This has the disadvantage that one mapping in the
``resource_provider-request_group-mappings`` connected to one candidate
in the allocation_requests list by the list index only.
We decided to go with the primary proposal.
Security impact
---------------
None
Notifications impact
--------------------
None
Other end user impact
---------------------
None
Performance Impact
------------------
None
Other deployer impact
---------------------
None
Developer impact
----------------
None
Upgrade impact
--------------
None
Implementation
==============
Assignee(s)
-----------
Primary assignee:
None
Work Items
----------
* Extend the `placement allocation candidate generation algorithm`_ to return
the mapping that is internally calculated.

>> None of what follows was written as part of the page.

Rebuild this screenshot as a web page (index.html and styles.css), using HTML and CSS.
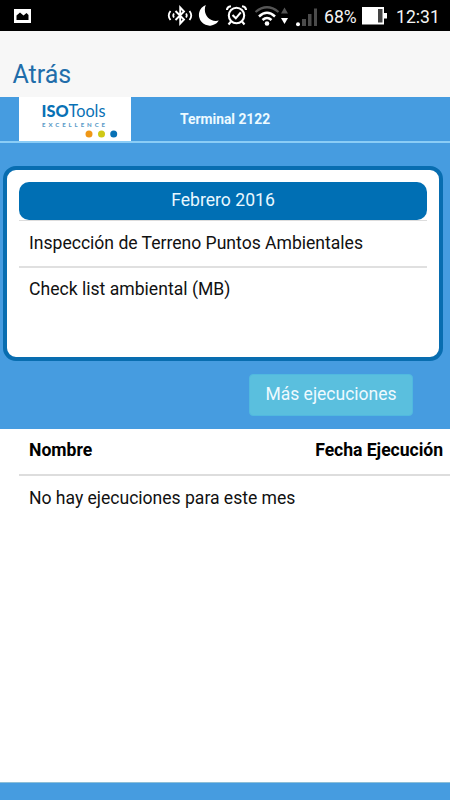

* Extend the API with a new microversion to return the mapping to the API
client as well
* Within the same microverison extend the JSON schema for ``POST
/allocations``, ``PUT /allocations/{uuid}``, and ``POST /reshaper`` to accept
(and ignore) the mappings key.
Dependencies
============
None
Testing
=======
New gabbi tests for the new API microversion and unit test to cover the
unhappy path.
Documentation Impact
====================
Placement API ref needs to be updated with the new microversion.
References
==========
.. _`building allocations for each granular request group`: https://github.com/openstack/nova/blob/6522ea3ecfe99cca3fb33258b11e5a1f34e6e8f0/nova/api/openstack/placement/objects/resource_provider.py#L4113
.. _`bandwidth resource provider spec`: https://specs.openstack.org/openstack/nova-specs/specs/rocky/approved/bandwidth-resource-provider.html
.. _`current implementation`: https://github.com/openstack/nova/blob/58a1fcc7851930febdb4c1c7ed49357337151f0c/nova/objects/request_spec.py#L761
.. _`placement allocation candidate generation algorithm`: https://github.com/openstack/placement/blob/57026255615679122e6f305dfa3520c012f57ca7/placement/objects/allocation_candidate.py#L207
.. _`Proposed in nova spec repo`: https://review.opendev.org/#/c/597601
History
=======
.. list-table:: Revisions
:header-rows: 1
* - Release Name
- Description
* - Stein
- `Proposed in nova spec repo`_ but was not approved
* - Train
- Re-proposed in the placement repo